The ride into the city, nearly 35 kilometers to my hotel, was much as before though.  Hanoi pretty well rolls up the streets before ten at night, and there's very little going on.  Here and there a pool of light holds people on some sort of night shift eating noodles or looking for customers or offloading flowers or vegetables from the long haul trucks, but mostly the streets are dim and there are only a few taxis out and about among a tiny fraction of the motorbikes that will take over in the morning.  I think if this were your only impression of Viet Nam you would probably never come back.  Drab, dark, certainly not very pretty.  Oddly enough, it feels very welcoming to me after all these years.  It's just Hanoi. . .and she doesn't stay up late.

The Physics Professor (whose 90 year old Mom owns the hotel) came to the locked grille across the front of the house after a short wait (you have to know exactly where to reach through the sheet metal behind the grille's bars to push the bell that wakes the household).  My cab tried really hard to deliver me to the next-door "real hotel", whose bellhop smartly picked up my duffel and was amazed I wasn't following him.  We sorted it all out in a minute or two, and I was soon unpacked and into bed.  "My" room (the only guestroom on the ground floor) had been cleared out for me.  I'll never know how many people they have to shift around to put me in Room 103, but since I broke my leg on the stairs to start off 2010, I haven't been allowed to set foot on a stairwell.  That's a tough way to get special treatment I admit, but I really like Room 103.  Much better than 4 flights of steep stairs!

I always have a few chores to do when I get to town before I can hit the road, but this year my prior preparations truly are paying off.  The big deal is the motorbike, the same one I've ridden since 2010.  Having sat (mostly anyway, she was obviously out on chores of some sort for almost 1000 km while I was gone) in storage, she has new tires, new tubes, new chain and sparkplug, she's been washed and brushed and tuned up and runs like a dream.  My saddle bags are hung on her, the tool kit, rain gear and boots are all there. . .and I've had a fine afternoon visiting with the mechanics and friends who make that all happen.  It used to take a week pounding the pavements of Hanoi, or more, just to get to this point.  H'mm.  This is much better!

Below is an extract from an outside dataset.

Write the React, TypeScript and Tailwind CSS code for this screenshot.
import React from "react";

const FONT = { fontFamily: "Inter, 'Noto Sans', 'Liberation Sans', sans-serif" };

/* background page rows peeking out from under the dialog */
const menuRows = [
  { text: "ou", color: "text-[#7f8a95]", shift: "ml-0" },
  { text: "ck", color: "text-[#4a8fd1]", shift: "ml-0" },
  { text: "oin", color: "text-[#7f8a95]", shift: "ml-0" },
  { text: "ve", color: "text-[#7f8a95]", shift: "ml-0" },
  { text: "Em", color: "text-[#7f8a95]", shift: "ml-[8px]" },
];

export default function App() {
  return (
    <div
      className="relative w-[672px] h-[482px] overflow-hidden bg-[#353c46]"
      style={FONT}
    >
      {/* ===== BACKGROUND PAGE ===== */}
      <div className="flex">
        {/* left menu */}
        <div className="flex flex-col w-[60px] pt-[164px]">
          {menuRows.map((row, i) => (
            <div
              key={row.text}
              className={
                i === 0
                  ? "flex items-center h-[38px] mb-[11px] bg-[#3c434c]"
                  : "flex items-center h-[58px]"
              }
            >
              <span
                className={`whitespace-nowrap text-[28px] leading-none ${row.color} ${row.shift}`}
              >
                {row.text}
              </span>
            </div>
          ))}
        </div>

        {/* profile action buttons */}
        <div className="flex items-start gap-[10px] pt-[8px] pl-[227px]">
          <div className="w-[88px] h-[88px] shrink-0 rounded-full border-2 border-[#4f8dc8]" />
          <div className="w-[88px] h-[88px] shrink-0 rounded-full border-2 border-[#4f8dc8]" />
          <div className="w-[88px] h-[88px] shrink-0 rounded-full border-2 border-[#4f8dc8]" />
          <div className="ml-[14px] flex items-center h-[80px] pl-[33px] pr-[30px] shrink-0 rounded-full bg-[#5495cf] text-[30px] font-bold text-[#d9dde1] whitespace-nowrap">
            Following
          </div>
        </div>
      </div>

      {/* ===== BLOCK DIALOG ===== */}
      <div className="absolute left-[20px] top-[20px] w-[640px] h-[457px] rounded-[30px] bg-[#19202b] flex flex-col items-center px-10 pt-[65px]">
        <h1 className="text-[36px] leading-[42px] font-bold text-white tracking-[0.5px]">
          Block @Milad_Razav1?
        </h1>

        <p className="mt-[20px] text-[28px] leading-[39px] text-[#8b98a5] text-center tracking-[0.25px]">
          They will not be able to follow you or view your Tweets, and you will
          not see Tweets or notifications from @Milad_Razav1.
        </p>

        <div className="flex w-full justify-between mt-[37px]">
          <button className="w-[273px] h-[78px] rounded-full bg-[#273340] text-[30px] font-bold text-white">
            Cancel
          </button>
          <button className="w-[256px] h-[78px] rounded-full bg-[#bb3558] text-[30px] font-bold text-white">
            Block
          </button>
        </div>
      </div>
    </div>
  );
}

Still, there were a few chores to do and some fun shopping to get out of the way, so I walked a good millimeter off the soles of my shoes I think (sweated through my clothes and wore my jet-lag confused body down to the point of sleeping last night).  So there's a new full-face helmet on top of the wardrobe today, a large improvement over what I've worn the past two trips, and I managed to add to my collection of early wedding photos and traffic congestion. . .There must have been seven wedding parties scattered around Hoan Kiem Lake taking their photos a month before the actual wedding. . .the brides mostly in huge white dresses and the men in black tuxedos and friends packing snacks, drinks and props to make the photo shoot civilized.  Interestingly, Red is the traditional color for weddings and celebrations in general, while white is the color for funerals.  The western standard is pretty well winning that debate though, with the white wedding dress clearly the favorite for photos at least.  A PROPER wedding will no doubt also involve changing into the traditional style dress, including the odd wedding hat. . .but the white dress gets pride of place I think.  On the far side of the lake as I was walking South to find a particularly good lunch spot (I have a favorite in every town. . .is this the beginning of routine??) I spotted a unique compromise. . .a thoroughly Western style white dress that was BRIGHT RED.  You are not really ready for that I suspect.  He was wearing a white tuxedo, if that counts. . .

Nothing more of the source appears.